We had a supply teacher for English for a while and honestly he was terrible in that time I don't think we did anything at times he would read a book for 20 minutes then we got to have free time for the rest of the lesson which just ended up with searching stupid things, we once spent over 30 minutes on Compare the Meerkat.
(21 Aug 2014, 10:36 pm)Michael wrote [ -> ]Oh i also forgot to mention the fit teachers... my drama teacher had massive knockers!

Remember kit kat, the twin porn stars..in year 8 i was taught by them in drama.

I was once out in the town and seen a few teachers proper pissed.

Calling 1 of the teachers cod eye haha

We had teachers we nicknamed

Spunky/Plastic Arse...Don't know why(Mr Holden)
Scarlett after the Gone With The Wind(Mrs O'Hara)
The Pencil Haired Lesbian who used pencils or pens to keep her bouffant up and was supposedly shagging her lab assistant(Miss Fleetham)
Little Hitler(Miss Malcolm)
Shovels(Mr Shevels)
Rennie(Mr Hartburn)
Just remembered some more things:

We once had to sit in a class staying silent and doing nothing for a 45 minute lesson because someone had scratched a counter in the food tech room with a knife.

Another interrogation was someone on our table broke a cocktail stick in a Science lesson there was three suspects: Me, my mate and the person who did it, but the person who did it wouldn't admit to it and everyone knew he did it but in the end it got to the point were it became unfunny and annoying so my mate said he did it.
Just in this last year......

Incident A:
Was asked by my Drama Teacher to get ready to perform, and as my group had been practising near her desk, I tagged her chair along with me.

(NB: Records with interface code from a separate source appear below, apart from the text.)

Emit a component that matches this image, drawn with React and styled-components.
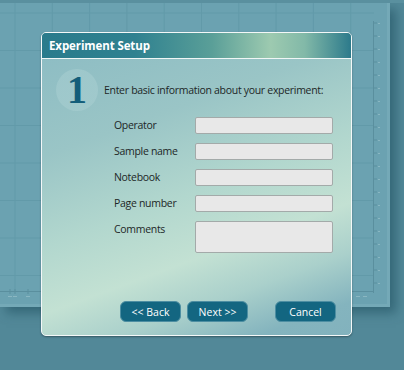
import React from 'react'
import styled, { createGlobalStyle } from 'styled-components'

const GlobalStyle = createGlobalStyle`
  html, body {
    margin: 0;
    padding: 0;
    background: #528898;
    overflow: hidden;
  }
  body {
    font-family: 'Open Sans', 'Noto Sans', sans-serif;
  }
`

const Screen = styled.div`
  position: relative;
  width: 404px;
  height: 370px;
  background: #528898;
  padding-top: 3px;
  box-sizing: border-box;
  &::before {
    content: '';
    position: absolute;
    left: 0;
    top: 0;
    width: 404px;
    height: 3px;
    background: #5a909f;
  }
`

const ChartPanel = styled.div`
  width: 390px;
  height: 304px;
  background: #6ba2b1;
  box-shadow: 6px 6px 10px rgba(40, 90, 105, 0.7);
  border-right: 3px solid #74a9b7;
  border-bottom: 3px solid #74a9b7;
  box-sizing: border-box;
`

const PlotSvg = styled.svg`
  display: block;
`

const Dialog = styled.div`
  position: absolute;
  left: 41px;
  top: 32px;
  width: 311px;
  height: 304px;
  box-sizing: border-box;
  border: 1.5px solid #f4f8f8;
  border-radius: 5px;
  overflow: hidden;
  display: flex;
  flex-direction: column;
  box-shadow: 0 1px 2px rgba(0, 0, 0, 0.35);
  background: linear-gradient(
    160deg,
    #8bbbc3 0%,
    #9ac5c6 30%,
    #b2d7ce 52%,
    #c3e1d3 68%,
    #aad0cb 80%,
    #84b4be 92%,
    #82b2bd 100%
  );
`

const TitleBar = styled.div`
  height: 25px;
  flex: none;
  display: flex;
  align-items: center;
  padding-left: 7px;
  border-bottom: 1.5px solid #f0f6f5;
  background: linear-gradient(
    90deg,
    #2a7b8c 0%,
    #2f8190 30%,
    #5a9f98 55%,
    #9dcab0 74%,
    #82b9a8 85%,
    #2c7a8b 100%
  );
  color: #ffffff;
  font-family: 'Open Sans', 'Noto Sans', sans-serif;
  font-weight: 700;
  font-size: 11.5px;
  letter-spacing: -0.1px;
`

const Body = styled.div`
  flex: 1;
  display: flex;
  flex-direction: column;
  padding: 10px 15px 13px 14px;
`

const StepRow = styled.div`
  display: flex;
  align-items: center;
  gap: 6px;
`

const StepBadge = styled.div`
  width: 42px;
  height: 42px;
  border-radius: 50%;
  background: radial-gradient(circle, rgba(170, 208, 210, 0.5) 60%, rgba(190, 220, 220, 0.3) 100%);
  display: flex;
  align-items: center;
  justify-content: center;
  color: #135e7a;
  font-family: 'Liberation Serif', 'DejaVu Serif', serif;
  font-weight: 700;
  font-size: 40px;
  line-height: 1;
`

const Prompt = styled.div`
  color: #1d2727;
  font-size: 10.5px;
  letter-spacing: -0.3px;
  white-space: nowrap;
  font-family: 'Open Sans', 'Noto Sans', sans-serif;
`

const Form = styled.div`
  display: grid;
  grid-template-columns: 81px 138px;
  row-gap: 9px;
  margin-top: 6px;
  margin-left: 58px;
`

const Label = styled.div`
  color: #1d2727;
  font-size: 10.5px;
  letter-spacing: -0.3px;
  font-family: 'Open Sans', 'Noto Sans', sans-serif;
  line-height: 17px;
`

const Field = styled.div`
  height: ${p => (p.$tall ? 32 : 17)}px;
  box-sizing: border-box;
  background: #e8e8e8;
  border: 1px solid #a3aaa9;
  border-radius: 2px;
`

const Buttons = styled.div`
  margin-top: auto;
  display: flex;
  justify-content: flex-end;
  gap: 6px;
`

const Button = styled.div`
  width: 61px;
  height: 21px;
  box-sizing: border-box;
  border-radius: 6px;
  background: #136681;
  border: 1px solid #4d8ea2;
  color: #ffffff;
  font-size: 10.5px;
  font-family: 'Open Sans', 'Noto Sans', sans-serif;
  display: flex;
  align-items: center;
  justify-content: center;
  margin-left: ${p => (p.$gapLeft ? 21 : 0)}px;
`

function PlotGrid() {
  const vLines = []
  for (let x = 15; x < 374; x += 37.3) vLines.push(x)
  const hLines = []
  for (let y = 10; y < 290; y += 37.5) hLines.push(y)
  const ticks = []
  for (let y = 20; y < 290; y += 13) ticks.push(y)
  const bTicks = [10, 15, 28, 46, 66, 90]
  return (
    <PlotSvg width="387" height="301" viewBox="0 0 387 301">
      <rect x="0" y="0" width="387" height="301" fill="#6ba2b1" />
      {vLines.map(x => (
        <line key={'v' + x} x1={x} y1="0" x2={x} y2="288" stroke="#629aa9" strokeWidth="1" />
      ))}
      {hLines.map(y => (
        <line key={'h' + y} x1="0" y1={y} x2="374" y2={y} stroke="#629aa9" strokeWidth="1" />
      ))}
      <line x1="373.5" y1="18" x2="373.5" y2="290" stroke="#5a8f9e" strokeWidth="1" />
      {ticks.map(y => (
        <g key={'t' + y}>
          <line x1="373" y1={y} x2="377" y2={y} stroke="#5a8f9e" strokeWidth="1" />
          <line x1="378" y1={y + 0.5} x2="380" y2={y + 0.5} stroke="#8ab7c2" strokeWidth="1" />
        </g>
      ))}
      <line x1="0" y1="288.5" x2="374" y2="288.5" stroke="#5a8f9e" strokeWidth="1" />
      {bTicks.map(x => (
        <g key={'b' + x}>
          <line x1={x} y1="286" x2={x} y2="291" stroke="#5a8f9e" strokeWidth="1" />
          <line x1={x - 2} y1="293.5" x2={x + 2} y2="293.5" stroke="#8ab7c2" strokeWidth="1" />
        </g>
      ))}
      {[358, 365].map(x => (
        <line key={'r' + x} x1={x - 2} y1="293.5" x2={x + 2} y2="293.5" stroke="#8ab7c2" strokeWidth="1" />
      ))}
    </PlotSvg>
  )
}

const fields = [
  { label: 'Operator' },
  { label: 'Sample name' },
  { label: 'Notebook' },
  { label: 'Page number' },
  { label: 'Comments', tall: true },
]

export default function App() {
  return (
    <Screen>
      <GlobalStyle />
      <ChartPanel>
        <PlotGrid />
      </ChartPanel>
      <Dialog>
        <TitleBar>Experiment Setup</TitleBar>
        <Body>
          <StepRow>
            <StepBadge>1</StepBadge>
            <Prompt>Enter basic information about your experiment:</Prompt>
          </StepRow>
          <Form>
            {fields.map(f => (
              <React.Fragment key={f.label}>
                <Label>{f.label}</Label>
                <Field $tall={f.tall} />
              </React.Fragment>
            ))}
          </Form>
          <Buttons>
            <Button>&lt;&lt; Back</Button>
            <Button>Next &gt;&gt;</Button>
            <Button $gapLeft>Cancel</Button>
          </Buttons>
        </Body>
      </Dialog>
    </Screen>
  )
}
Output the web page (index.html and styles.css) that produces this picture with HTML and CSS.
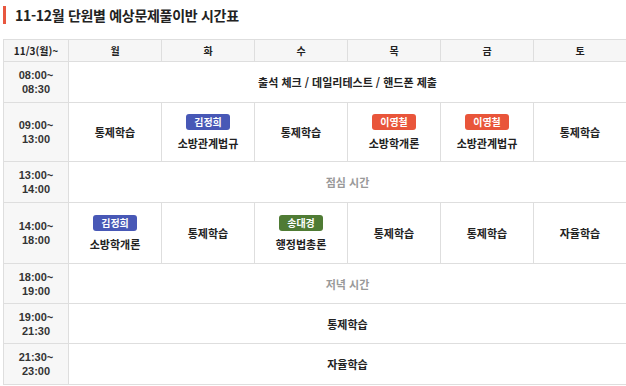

Before I realised, the moment I began to move the chair......the moment she began to sit down......got yelled at in the corridor for it....... It was a complete accident!!

Then, I'm pretty sure this can be classed at Teacher Bullying? She then claims there's a bruise on her arm to other teachers, I take a look and ask her is she colourblind?!

Then, during a Shakespeare performance, I get forced into doing some kind of speech thing. After I completely fail at doing it, I get asked if I want to do Thursday night. I say no, and then my Drama Teacher tells the Head of Drama that I pulled her off her chair, and guess what, I wound up doing Thursday night!......
(22 Aug 2014, 5:09 am)Marcus wrote [ -> ]Just in this last year......

Incident A:
Was asked by my Drama Teacher to get ready to perform, and as my group had been practising near her desk, I tagged her chair along with me. Before I realised, the moment I began to move the chair......the moment she began to sit down......got yelled at in the corridor for it....... It was a complete accident!!

Then, I'm pretty sure this can be classed at Teacher Bullying? She then claims there's a bruise on her arm to other teachers, I take a look and ask her is she colourblind?!

Then, during a Shakespeare performance, I get forced into doing some kind of speech thing. After I completely fail at doing it, I get asked if I want to do Thursday night. I say no, and then my Drama Teacher tells the Head of Drama that I pulled her off her chair, and guess what, I wound up doing Thursday night!......

I guess something I never did as I would just walk out of school...Detention

I love Performing Arts, but hate anything to do with Shakespeare, as my dear old grandfather used to say 'He should have been drowned at birth'

Love this clip from Blackadder: Back and Forth



If only I had a Deloreon and Flux Capacitor [SMILING FACE WITH OPEN MOUTH AND TIGHTLY-CLOSED EYES]
School memories for me:

Scribbling together notes or conveniently forgetting my kit to get out of PE! I enjoyed swimming, cricket and softball- anything else no, no!
My history class been absolute terrors for our newly qualified history teacher in year 9. Feel so sorry for her looking back!
Setting alight a cloth during a cookery lesson! Teacher wasn't very impressed had a safety homework sheet to complete after that!
A group of us 3 lads, 2 lasses who were sent out most Maths lesson by our teacher each lesson!
Technology Teacher who was a right prick! Need less to say, when he was made redundant a year later I was very pleased! Karma
(22 Aug 2014, 10:28 pm)Drifter60 wrote [ -> ]School memories for me:

Scribbling together notes or conveniently forgetting my kit to get out of PE! I enjoyed swimming, cricket and softball- anything else no, no!
My history class been absolute terrors for our newly qualified history teacher in year 9. Feel so sorry for her looking back!
Setting alight a cloth during a cookery lesson! Teacher wasn't very impressed had a safety homework sheet to complete after that!
A group of us 3 lads, 2 lasses who were sent out most Maths lesson by our teacher each lesson!
Technology Teacher who was a right prick! Need less to say, when he was made redundant a year later I was very pleased! Karma

When I was a kid, simply forgetting your P.E. kit was no way to get out of P.E. We would have to do it in our pants, there were always a few who would forget there kit, and there was always someone who wore white underwear that contained the obligatory skidmark, even me at one point probably
(22 Aug 2014, 10:56 pm)marxistafozzski wrote [ -> ]When I was a kid, simply forgetting your P.E. kit was no way to get out of P.E. We would have to do it in our pants, there were always a few who would forget there kit, and there was always someone who wore white underwear that contained the obligatory skidmark, even me at one point probably
Oh lovely! Just wouldn't happen these days...
(23 Aug 2014, 5:57 am)Dan wrote [ -> ]Oh lovely! Just wouldn't happen these days...

I know, I would be horrified if things like that still happened todah
(23 Aug 2014, 8:35 am)marxistafozzski wrote [ -> ]I know, I would be horrified if things like that still happened todah

Still does at my old primary! (or that happened whilst i was there).